Las calles se sienten distintas hoy. No solo por lo vacías y silenciosas. No por las colas interminables de personas guardando distancia, ni por los barbijos omnipresentes, que hacen que los escenarios más cotidianos parezcan un hospital de campaña.
No. Lo que se siente distinto es lo que ocurre entre nosotros. O, mejor dicho, lo que no ocurre. Seamos vecinos, conocidos, o simples transeúntes, las interacciones hoy son rápidas, esquivas, temerosas, como si el mero hecho de intercambiar una mirada nos sumiera a todos en zona de riesgo. ¿Qué autor de ciencia ficción podría haber creado una premisa más aterradora? El enemigo no bajó de una nave espacial ni llegó desde el futuro: el enemigo somos todos. O, para ser exactos: el enemigo es el otro.
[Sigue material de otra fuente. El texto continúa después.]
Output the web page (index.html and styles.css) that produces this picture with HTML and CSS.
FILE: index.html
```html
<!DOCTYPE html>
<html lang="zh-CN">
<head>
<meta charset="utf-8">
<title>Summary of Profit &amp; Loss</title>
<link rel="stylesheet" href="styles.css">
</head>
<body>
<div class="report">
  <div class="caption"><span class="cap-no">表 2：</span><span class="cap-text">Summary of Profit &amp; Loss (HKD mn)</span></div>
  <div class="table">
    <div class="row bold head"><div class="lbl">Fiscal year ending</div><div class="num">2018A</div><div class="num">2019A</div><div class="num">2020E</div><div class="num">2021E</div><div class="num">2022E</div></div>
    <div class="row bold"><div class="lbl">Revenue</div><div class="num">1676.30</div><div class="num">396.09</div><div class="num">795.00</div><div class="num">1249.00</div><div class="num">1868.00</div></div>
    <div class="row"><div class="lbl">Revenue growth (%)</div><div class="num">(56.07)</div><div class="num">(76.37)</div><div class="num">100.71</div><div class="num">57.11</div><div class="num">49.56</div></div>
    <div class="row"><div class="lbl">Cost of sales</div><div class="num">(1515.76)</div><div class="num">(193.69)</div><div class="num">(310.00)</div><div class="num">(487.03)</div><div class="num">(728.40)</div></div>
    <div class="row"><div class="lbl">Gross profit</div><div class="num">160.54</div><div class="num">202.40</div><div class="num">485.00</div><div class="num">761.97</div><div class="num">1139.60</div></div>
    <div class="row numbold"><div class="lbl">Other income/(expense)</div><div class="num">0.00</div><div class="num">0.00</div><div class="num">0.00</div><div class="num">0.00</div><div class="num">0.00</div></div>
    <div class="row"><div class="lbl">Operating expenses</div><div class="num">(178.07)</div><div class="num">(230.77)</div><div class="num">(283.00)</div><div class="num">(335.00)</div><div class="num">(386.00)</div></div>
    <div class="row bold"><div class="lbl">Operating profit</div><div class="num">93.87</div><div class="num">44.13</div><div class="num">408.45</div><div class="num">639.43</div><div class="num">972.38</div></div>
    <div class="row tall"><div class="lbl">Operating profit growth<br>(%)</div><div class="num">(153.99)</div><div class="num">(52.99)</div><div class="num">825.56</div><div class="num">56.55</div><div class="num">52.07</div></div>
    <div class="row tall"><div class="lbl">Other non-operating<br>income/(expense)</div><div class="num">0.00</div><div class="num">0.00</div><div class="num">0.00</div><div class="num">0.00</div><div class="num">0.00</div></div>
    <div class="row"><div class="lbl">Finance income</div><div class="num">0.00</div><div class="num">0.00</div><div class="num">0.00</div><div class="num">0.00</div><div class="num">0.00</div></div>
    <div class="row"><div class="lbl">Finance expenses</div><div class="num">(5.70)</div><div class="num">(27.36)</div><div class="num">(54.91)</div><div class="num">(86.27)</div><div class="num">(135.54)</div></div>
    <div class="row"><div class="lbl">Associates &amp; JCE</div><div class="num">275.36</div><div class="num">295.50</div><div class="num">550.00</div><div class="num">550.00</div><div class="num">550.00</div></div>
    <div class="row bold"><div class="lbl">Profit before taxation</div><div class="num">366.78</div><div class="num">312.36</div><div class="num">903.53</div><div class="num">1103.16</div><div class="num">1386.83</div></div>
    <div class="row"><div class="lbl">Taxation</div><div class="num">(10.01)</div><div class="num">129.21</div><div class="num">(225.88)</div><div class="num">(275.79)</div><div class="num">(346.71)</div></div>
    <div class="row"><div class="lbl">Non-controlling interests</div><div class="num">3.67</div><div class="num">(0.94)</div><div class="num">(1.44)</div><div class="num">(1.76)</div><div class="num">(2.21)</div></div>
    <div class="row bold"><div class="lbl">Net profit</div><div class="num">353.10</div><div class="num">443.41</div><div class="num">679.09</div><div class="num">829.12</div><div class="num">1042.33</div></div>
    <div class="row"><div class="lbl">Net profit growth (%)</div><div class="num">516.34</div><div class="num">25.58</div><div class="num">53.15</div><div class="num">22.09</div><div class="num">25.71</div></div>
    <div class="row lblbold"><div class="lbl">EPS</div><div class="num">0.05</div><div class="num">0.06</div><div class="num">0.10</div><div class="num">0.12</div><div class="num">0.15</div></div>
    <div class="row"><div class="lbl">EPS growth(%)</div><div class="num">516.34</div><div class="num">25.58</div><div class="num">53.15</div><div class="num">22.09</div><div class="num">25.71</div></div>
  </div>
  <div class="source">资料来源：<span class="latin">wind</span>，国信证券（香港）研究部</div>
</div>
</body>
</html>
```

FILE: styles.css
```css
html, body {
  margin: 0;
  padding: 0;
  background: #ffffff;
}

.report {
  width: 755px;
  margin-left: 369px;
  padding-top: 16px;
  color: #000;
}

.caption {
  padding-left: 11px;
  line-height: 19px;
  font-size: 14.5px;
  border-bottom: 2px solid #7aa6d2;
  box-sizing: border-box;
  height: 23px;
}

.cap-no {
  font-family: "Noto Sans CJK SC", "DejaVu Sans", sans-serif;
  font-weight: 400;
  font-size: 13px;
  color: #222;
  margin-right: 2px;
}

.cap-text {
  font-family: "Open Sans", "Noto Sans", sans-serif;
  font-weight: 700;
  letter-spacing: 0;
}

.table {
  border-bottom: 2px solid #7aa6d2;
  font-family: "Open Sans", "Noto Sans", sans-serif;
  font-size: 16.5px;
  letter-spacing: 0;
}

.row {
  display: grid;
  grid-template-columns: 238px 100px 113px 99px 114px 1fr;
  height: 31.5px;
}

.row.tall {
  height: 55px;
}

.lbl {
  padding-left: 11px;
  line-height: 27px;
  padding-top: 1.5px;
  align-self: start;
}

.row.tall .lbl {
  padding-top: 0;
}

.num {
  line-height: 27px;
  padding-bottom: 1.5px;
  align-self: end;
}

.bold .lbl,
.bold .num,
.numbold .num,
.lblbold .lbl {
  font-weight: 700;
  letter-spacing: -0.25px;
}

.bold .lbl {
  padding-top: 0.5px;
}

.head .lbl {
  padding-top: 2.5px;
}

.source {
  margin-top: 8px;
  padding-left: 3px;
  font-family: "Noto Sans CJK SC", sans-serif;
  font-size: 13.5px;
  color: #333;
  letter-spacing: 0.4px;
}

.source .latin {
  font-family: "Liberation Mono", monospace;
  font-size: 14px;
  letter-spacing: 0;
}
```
Las interacciones sociales en la gran ciudad ya eran limitadas antes de la pandemia. Solo nos conectábamos verdaderamente con los conocidos: la cajera, el diariero, la librera, los integrantes del elenco estable de nuestras vidas. Pero siempre estaba la posibilidad de encuentros fortuitos: dejar pasar a la mamá con el bebé en brazos y hacerle morisquetas a la criatura; compartir un mate y comentarios del tiempo con el vecino; saludar desde la vereda de enfrente al viejito de la esquina, quien, aunque no la tenga fácil, nunca se olvida de preguntar por los chicos.
Hoy nuestros vínculos transcurren mayormente de cara a las pantallas. Es una bendición tenerlas, y que nos permitan entrar en las casas de quienes amamos. Pero el círculo que trazan esas pantallas es circunscripto: no entra nadie a quien no hayamos invitado.
Al salir a la calle, brilla por su ausencia la humilde alegría de encontrarnos con otros, en el espacio público, y sentir algún resabio de pertenencia. “Tenemos tan poco unos de otros, ahora” -dice Danusha Lameris, en el poema “Pequeñas bondades”, escrito pre-pandemia-. “Tan poco de fogata y tribu”.
No entreguemos sin pelear la mucha o poca fogata que nos queda, la mucha o poca tribu. No permitamos que avance esta otra enfermedad, tanto más insidiosa que el virus, que disemina soledad, anonimato, despersonalización, no lugar, enajenamiento.
El peligro de la hora acabará. Pero, ¿quiénes seremos, cuando eso ocurra, si en el camino perdimos el don de espejarnos con la mirada, albergarnos con la sonrisa, declararnos al pasar nuestra filiación infinita y vital. ¿Qué nos sostendrá, entonces?
Mañana, cuando nos crucemos por la calle, en la ruta de las compras, buscaré tu mirada. Sonreiré por debajo del barbijo, pero también por encima, porque la verdadera sonrisa es la que achina los ojos, templa el corazón y ensancha el alma. Ojalá nos encontremos.